• **REQUIREMENTS**:
It is required that the lines from the top of the listing through the line with "string; value: string;" be reproduced exactly, excluding pictures.

• **DATASET CONTENT**:
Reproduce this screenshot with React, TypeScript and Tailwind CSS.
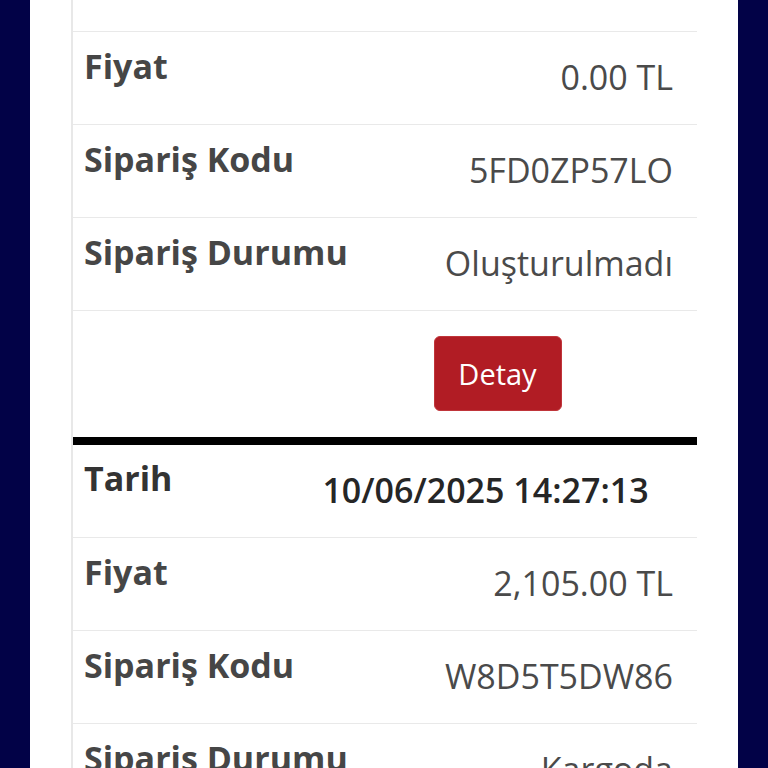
import * as React from 'react';

type Row = { label: string; value: string; strong?: boolean };

const orders: { rows: Row[]; button?: boolean }[] = [
  {
    rows: [
      { label: 'Tarih', value: '09/06/2025 11:02:41', strong: true },
      { label: 'Fiyat', value: '0.00 TL' },
      { label: 'Sipariş Kodu', value: '5FD0ZP57LO' },
      { label: 'Sipariş Durumu', value: 'Oluşturulmadı' },
    ],
    button: true,
  },
  {
    rows: [
      { label: 'Tarih', value: '10/06/2025 14:27:13', strong: true },
      { label: 'Fiyat', value: '2,105.00 TL' },
      { label: 'Sipariş Kodu', value: 'W8D5T5DW86' },
      { label: 'Sipariş Durumu', value: 'Kargoda' },
    ],
  },
];

function InfoRow({ row }: { row: Row }) {
  return (
    <div className="grid grid-cols-[225px_1fr] h-[93px] border-b border-[#e9e9e9]">
      <div
        className={`pl-[11px] text-[34px] font-bold leading-none whitespace-nowrap ${
          row.label === 'Tarih' ? 'pt-[16px] text-[#333333]' : 'pt-[17px] text-[#464646]'
        }`}
      >
        {row.label}
      </div>
      {row.strong ? (
        <div className="pr-[24px] pt-[28px] text-center text-[34px] font-semibold leading-none text-[#262626] whitespace-nowrap">
          {row.value}
        </div>
      ) : (
        <div className="pr-[24px] pt-[28px] text-right text-[34px] leading-none text-[#4a4a4a] whitespace-nowrap">
          {row.value}
        </div>
      )}
    </div>
  );
}

export default function App() {
  return (
    <div
      className="h-[768px] overflow-hidden bg-[#020247] px-[30px]"
      style={{ fontFamily: '"Open Sans", "Noto Sans", sans-serif' }}
    >
      <div className="bg-white px-[41px] pb-[100px]">
        <div className="-mt-[61px] border-l-2 border-[#e8e8e8]">
          {orders.map((order, i) => (
            <div key={i} className={i > 0 ? 'border-t-[8px] border-black' : ''}>
              {order.rows.map((row) => (
                <InfoRow key={row.label} row={row} />
              ))}
              {order.button && (
                <div className="grid grid-cols-[225px_1fr] h-[126px]">
                  <div />
                  <div className="flex justify-center pt-[25px]">
                    <button className="w-[128px] h-[75px] rounded-md bg-[#b11c24] border border-[#c0353a] text-white text-[29px] leading-none">
                      Detay
                    </button>
                  </div>
                </div>
              )}
            </div>
          ))}
        </div>
      </div>
    </div>
  );
}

• **REPLY TO THE TASK**:
Reproduce this screenshot with React, TypeScript and Tailwind CSS.
import * as React from 'react';

type Row = { label: string; value: string; strong?: boolean };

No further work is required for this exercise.